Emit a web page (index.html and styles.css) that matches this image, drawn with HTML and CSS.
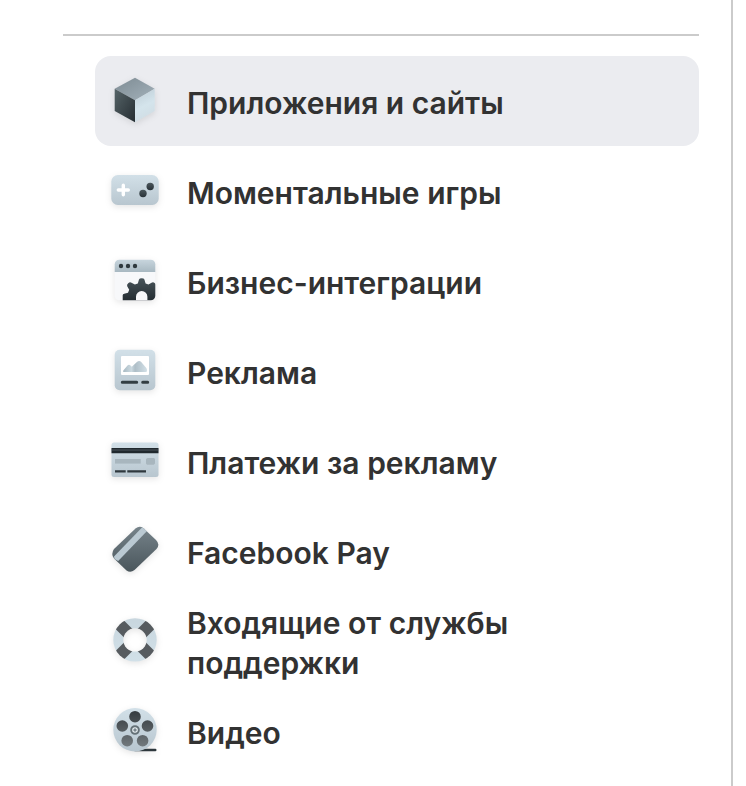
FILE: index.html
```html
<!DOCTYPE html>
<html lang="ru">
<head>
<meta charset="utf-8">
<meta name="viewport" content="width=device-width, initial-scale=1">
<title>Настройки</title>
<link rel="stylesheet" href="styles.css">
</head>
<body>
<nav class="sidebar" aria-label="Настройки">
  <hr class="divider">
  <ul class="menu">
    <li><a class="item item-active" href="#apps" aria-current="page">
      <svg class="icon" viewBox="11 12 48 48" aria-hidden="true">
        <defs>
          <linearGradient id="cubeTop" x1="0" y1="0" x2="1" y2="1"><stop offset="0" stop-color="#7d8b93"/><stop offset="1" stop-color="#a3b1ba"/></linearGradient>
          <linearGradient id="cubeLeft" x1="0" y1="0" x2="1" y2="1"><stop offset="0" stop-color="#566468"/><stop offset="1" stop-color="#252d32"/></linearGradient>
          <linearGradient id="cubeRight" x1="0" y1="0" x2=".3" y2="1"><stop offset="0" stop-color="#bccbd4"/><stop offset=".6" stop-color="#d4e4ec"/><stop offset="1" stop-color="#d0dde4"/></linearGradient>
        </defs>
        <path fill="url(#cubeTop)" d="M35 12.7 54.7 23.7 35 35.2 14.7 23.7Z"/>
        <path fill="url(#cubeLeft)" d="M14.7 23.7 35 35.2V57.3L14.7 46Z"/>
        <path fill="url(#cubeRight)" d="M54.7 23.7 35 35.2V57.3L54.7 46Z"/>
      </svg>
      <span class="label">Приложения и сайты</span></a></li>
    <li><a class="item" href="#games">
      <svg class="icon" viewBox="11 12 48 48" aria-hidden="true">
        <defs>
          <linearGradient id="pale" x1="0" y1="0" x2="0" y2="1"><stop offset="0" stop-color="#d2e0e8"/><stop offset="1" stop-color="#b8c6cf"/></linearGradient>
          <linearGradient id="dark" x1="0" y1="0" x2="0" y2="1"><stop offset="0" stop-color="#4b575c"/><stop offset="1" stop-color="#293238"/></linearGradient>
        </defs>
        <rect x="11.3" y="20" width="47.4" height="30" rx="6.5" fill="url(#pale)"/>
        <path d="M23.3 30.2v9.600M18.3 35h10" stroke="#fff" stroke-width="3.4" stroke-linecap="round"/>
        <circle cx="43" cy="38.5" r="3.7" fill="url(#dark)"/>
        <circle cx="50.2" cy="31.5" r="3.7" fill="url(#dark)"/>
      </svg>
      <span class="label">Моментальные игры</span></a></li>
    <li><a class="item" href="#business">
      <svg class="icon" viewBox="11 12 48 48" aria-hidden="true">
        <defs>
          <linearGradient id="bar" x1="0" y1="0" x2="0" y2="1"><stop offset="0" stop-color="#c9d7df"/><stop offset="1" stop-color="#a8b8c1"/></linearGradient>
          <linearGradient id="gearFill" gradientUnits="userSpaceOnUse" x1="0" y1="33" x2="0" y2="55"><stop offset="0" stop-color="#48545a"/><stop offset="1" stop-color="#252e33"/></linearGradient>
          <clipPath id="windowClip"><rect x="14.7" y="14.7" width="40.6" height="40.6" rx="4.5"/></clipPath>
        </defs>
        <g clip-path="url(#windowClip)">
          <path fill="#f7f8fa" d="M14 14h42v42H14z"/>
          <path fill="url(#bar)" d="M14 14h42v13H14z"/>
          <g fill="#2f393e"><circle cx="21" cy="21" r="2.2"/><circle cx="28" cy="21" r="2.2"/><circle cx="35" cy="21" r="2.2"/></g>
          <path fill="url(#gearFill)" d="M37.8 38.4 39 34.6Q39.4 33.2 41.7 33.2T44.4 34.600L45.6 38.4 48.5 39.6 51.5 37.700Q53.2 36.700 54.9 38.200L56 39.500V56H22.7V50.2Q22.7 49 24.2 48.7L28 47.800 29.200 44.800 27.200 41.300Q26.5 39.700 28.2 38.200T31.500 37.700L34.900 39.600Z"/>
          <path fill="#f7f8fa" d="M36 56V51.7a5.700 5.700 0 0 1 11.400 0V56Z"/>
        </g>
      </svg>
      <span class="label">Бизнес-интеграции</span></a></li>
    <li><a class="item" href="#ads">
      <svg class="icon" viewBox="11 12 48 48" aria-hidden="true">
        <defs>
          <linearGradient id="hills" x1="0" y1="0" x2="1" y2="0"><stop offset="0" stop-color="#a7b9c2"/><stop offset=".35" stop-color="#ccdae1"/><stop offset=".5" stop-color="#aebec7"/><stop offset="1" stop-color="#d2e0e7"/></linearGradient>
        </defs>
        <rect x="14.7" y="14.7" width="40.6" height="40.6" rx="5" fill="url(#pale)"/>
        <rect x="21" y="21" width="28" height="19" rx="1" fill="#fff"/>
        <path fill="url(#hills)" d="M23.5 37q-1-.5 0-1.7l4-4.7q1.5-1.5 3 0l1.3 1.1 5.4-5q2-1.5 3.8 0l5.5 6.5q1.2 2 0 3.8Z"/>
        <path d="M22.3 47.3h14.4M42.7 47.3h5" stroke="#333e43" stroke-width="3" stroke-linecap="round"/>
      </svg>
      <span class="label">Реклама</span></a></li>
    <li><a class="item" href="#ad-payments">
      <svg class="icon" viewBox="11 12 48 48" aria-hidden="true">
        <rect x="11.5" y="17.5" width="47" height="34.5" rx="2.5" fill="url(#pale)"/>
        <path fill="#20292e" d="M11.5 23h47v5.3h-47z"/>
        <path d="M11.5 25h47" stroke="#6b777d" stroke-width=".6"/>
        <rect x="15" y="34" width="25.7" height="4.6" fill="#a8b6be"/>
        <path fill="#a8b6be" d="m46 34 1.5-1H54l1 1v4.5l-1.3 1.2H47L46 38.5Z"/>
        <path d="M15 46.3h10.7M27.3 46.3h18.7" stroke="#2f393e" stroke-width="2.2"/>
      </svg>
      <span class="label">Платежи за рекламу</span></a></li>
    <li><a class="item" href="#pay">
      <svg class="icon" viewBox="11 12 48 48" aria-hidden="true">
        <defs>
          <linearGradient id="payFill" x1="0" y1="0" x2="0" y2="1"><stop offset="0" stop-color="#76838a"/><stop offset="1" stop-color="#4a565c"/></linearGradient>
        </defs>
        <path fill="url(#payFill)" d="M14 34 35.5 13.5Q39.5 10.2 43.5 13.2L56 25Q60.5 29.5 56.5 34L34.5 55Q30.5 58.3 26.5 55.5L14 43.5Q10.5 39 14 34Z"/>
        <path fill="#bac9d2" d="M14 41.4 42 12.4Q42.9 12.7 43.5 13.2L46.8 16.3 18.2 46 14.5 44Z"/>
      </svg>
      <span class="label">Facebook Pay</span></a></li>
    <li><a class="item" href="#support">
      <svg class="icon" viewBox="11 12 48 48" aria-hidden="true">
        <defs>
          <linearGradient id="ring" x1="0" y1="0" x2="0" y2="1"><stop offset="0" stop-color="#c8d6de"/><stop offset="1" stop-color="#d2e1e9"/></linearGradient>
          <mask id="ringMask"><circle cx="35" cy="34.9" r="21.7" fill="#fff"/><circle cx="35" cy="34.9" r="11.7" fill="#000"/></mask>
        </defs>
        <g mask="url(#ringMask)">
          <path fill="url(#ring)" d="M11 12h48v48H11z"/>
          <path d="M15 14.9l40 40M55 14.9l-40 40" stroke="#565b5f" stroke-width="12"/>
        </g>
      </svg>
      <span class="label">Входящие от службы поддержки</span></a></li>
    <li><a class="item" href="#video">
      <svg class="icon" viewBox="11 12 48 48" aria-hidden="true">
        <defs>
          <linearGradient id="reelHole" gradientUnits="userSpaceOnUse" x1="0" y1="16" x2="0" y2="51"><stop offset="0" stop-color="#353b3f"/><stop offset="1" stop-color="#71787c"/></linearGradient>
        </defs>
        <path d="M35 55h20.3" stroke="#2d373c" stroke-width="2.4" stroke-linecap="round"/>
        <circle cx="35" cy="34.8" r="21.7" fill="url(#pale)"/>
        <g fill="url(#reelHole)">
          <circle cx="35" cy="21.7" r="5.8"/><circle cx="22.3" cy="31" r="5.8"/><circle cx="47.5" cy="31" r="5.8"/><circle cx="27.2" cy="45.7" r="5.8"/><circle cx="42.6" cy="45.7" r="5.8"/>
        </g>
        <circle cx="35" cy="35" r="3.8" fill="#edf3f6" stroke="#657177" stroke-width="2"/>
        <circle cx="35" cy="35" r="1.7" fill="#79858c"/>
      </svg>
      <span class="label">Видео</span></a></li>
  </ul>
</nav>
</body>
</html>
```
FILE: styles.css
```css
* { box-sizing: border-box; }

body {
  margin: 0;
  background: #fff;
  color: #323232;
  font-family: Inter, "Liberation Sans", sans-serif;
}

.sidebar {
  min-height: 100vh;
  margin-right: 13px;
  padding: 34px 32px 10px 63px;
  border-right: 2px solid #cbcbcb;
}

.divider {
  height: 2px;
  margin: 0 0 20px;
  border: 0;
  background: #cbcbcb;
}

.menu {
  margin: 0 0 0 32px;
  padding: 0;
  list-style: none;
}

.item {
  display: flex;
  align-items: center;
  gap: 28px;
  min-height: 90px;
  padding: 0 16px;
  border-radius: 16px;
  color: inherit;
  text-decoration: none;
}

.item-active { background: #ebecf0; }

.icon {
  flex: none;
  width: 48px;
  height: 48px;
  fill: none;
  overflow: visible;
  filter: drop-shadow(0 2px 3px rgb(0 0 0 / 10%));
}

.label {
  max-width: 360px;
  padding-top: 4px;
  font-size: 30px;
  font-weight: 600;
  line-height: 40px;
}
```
•••
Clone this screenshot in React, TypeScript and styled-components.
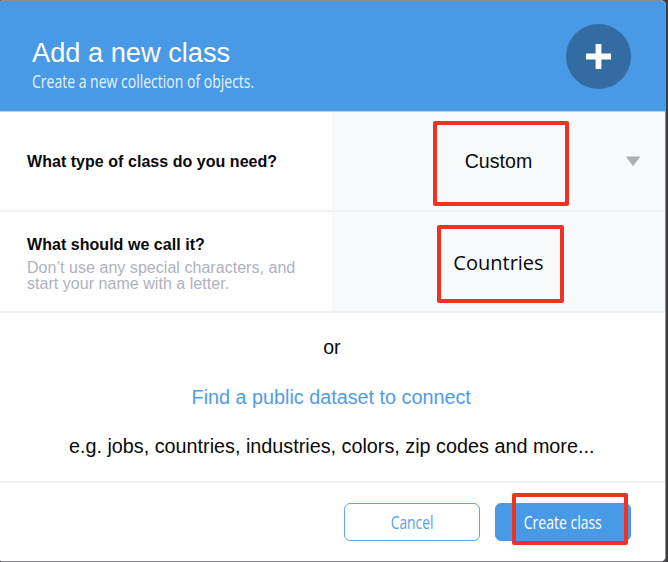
•••
What is expected — For each line above that contains the word "this", copy that line.

Correct output —
Emit a web page (index.html and styles.css) that matches this image, drawn with HTML and CSS.
Clone this screenshot in React, TypeScript and styled-components.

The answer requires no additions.